Task prompt =>
Copy out each line that mentions the word "page".

(Front-end source files)

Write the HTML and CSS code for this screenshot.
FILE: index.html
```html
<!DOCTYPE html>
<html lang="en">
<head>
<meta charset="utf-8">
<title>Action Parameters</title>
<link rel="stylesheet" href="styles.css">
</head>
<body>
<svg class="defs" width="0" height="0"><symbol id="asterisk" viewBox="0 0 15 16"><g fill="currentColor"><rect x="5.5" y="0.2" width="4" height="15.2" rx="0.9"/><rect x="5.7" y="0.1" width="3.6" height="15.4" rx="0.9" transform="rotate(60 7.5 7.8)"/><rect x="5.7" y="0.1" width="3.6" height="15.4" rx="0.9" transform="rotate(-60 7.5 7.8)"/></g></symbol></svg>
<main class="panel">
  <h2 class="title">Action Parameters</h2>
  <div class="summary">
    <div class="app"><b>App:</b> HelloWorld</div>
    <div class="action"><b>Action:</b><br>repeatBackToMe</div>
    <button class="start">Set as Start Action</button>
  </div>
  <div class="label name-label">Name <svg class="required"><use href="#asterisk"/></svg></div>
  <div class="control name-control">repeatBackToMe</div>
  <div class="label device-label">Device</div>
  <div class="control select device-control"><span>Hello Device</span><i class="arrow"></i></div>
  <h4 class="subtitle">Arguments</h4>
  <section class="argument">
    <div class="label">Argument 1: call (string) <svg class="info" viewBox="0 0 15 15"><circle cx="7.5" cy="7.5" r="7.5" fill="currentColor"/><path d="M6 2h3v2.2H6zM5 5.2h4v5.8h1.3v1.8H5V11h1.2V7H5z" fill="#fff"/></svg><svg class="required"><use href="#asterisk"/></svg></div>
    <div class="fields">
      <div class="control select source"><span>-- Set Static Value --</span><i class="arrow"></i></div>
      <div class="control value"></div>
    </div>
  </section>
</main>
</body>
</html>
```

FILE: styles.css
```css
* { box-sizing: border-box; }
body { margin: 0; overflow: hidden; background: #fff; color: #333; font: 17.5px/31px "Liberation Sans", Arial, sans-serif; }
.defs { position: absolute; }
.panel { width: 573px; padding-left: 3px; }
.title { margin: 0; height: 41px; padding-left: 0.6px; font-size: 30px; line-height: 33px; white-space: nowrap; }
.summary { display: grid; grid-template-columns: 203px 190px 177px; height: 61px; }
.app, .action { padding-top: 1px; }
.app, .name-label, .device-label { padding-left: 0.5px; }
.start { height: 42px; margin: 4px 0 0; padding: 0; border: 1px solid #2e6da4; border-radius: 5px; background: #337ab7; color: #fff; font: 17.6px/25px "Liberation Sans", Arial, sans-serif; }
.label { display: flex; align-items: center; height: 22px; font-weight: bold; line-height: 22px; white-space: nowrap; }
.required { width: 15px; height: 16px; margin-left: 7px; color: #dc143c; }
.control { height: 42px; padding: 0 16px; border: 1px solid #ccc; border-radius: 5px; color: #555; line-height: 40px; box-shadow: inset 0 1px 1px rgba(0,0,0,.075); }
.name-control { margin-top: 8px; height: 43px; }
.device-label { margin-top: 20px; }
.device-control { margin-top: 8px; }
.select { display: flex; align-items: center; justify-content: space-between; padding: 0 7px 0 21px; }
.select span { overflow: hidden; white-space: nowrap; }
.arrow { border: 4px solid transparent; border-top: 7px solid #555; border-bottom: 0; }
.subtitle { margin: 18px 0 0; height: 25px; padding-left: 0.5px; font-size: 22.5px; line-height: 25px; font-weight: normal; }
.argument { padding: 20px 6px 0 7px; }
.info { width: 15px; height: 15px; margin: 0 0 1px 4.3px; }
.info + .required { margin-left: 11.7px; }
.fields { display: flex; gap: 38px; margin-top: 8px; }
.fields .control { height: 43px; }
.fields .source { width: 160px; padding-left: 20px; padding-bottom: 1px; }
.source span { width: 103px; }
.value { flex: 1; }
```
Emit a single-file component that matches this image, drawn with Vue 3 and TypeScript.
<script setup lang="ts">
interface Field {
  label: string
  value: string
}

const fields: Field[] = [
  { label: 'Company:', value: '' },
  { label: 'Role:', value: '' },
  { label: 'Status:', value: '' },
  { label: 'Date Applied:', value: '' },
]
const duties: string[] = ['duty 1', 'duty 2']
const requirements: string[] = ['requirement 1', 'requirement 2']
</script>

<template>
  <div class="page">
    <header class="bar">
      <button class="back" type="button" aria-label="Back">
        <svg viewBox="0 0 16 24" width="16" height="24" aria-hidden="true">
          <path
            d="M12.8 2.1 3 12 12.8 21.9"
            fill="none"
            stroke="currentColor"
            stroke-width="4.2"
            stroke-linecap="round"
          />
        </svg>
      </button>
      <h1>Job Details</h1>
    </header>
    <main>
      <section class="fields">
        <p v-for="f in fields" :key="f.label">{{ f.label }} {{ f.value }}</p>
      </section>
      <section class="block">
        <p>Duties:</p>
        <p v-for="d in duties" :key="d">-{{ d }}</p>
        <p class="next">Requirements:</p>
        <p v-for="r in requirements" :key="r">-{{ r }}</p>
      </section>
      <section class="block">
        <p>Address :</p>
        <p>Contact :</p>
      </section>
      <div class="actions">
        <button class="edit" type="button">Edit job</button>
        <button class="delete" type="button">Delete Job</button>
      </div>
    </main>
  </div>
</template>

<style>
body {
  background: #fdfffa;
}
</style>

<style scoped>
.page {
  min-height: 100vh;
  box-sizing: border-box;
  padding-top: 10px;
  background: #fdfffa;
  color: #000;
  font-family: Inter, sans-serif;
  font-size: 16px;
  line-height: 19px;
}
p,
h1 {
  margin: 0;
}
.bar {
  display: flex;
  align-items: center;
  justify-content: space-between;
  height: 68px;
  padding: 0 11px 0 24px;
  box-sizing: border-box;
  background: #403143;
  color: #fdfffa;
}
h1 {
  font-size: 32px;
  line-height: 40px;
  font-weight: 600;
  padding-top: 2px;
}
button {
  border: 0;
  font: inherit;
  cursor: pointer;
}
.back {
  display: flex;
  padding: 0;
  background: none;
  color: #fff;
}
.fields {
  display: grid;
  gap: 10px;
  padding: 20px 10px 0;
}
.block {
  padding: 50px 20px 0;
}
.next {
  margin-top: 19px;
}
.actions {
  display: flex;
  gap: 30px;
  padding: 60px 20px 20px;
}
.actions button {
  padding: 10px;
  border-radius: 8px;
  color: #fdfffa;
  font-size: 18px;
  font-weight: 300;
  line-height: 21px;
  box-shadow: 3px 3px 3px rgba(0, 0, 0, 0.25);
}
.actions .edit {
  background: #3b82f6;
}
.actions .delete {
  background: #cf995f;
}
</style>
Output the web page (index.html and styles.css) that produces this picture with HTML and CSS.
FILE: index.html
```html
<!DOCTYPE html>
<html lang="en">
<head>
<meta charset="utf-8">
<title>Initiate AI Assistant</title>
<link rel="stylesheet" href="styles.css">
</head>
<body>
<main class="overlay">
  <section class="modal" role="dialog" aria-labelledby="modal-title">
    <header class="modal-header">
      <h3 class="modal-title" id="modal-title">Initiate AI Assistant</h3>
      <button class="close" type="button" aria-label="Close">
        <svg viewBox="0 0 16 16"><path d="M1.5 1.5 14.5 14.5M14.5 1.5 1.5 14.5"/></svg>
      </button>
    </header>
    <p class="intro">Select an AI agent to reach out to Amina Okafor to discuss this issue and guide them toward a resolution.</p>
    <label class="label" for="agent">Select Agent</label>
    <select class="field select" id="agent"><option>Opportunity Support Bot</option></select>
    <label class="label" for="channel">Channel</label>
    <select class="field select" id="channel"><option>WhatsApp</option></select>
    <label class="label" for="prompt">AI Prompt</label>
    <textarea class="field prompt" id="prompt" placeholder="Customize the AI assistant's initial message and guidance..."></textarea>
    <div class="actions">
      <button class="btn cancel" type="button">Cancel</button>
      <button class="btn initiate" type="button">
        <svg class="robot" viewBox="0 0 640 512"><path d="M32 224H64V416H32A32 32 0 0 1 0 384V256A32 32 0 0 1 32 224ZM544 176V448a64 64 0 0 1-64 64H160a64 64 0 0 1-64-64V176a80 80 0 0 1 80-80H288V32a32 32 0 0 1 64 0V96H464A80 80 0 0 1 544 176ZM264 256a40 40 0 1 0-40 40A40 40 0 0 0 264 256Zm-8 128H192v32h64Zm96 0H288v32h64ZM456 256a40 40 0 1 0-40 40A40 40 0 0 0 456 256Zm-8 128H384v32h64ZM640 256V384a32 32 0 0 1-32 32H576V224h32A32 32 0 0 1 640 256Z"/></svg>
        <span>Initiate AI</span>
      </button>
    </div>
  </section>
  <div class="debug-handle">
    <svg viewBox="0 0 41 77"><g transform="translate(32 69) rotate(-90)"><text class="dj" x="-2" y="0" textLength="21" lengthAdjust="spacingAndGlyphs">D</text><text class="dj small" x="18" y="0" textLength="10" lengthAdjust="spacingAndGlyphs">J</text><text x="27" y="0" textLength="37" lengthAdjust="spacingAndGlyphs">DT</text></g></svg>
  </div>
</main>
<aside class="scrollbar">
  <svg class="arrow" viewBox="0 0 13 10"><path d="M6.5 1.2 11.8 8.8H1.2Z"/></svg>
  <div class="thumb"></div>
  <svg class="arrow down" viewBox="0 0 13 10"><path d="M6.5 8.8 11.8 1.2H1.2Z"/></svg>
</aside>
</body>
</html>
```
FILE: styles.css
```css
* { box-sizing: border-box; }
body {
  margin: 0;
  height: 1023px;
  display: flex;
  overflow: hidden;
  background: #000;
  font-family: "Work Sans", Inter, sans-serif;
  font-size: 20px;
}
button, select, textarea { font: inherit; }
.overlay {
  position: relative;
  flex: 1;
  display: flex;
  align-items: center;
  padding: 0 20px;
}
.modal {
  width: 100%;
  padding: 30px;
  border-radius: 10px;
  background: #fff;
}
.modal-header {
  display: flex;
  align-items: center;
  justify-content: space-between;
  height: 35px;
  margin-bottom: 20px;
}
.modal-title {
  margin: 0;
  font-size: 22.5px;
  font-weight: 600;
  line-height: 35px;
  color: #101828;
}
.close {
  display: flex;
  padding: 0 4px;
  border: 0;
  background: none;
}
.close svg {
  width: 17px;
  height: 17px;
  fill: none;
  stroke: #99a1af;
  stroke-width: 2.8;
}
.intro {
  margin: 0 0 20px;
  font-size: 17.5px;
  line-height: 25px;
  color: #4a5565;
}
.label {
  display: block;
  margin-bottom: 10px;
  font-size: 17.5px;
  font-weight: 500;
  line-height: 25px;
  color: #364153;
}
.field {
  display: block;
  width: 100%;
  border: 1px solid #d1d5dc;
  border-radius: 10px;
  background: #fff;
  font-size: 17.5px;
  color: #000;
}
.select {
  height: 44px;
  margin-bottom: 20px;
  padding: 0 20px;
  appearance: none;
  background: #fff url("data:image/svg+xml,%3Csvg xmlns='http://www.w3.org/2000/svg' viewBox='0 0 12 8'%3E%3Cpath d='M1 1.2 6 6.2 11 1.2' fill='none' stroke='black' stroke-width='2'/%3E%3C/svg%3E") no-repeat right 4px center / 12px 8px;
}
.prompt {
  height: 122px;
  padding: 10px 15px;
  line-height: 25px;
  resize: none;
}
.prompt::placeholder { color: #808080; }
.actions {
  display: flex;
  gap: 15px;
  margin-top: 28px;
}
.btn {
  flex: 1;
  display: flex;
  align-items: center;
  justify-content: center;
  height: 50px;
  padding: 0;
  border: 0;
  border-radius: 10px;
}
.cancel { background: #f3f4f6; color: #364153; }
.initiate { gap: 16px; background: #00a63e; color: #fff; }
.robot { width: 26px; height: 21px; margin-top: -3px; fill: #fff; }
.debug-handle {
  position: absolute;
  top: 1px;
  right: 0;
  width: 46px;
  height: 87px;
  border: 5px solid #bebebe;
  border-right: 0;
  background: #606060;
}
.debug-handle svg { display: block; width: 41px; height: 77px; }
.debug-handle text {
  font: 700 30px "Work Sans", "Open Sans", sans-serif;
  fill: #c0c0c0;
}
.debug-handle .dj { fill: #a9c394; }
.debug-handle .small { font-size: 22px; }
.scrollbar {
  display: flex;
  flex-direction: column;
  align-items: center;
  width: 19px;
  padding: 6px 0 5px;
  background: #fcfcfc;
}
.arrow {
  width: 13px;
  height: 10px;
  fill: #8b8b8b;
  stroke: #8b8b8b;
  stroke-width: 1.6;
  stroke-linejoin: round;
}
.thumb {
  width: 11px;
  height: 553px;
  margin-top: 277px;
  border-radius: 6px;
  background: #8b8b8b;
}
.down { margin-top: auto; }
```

Task output =>
  <div class="page">
.page {
Output the web page (index.html and styles.css) that produces this picture with HTML and CSS.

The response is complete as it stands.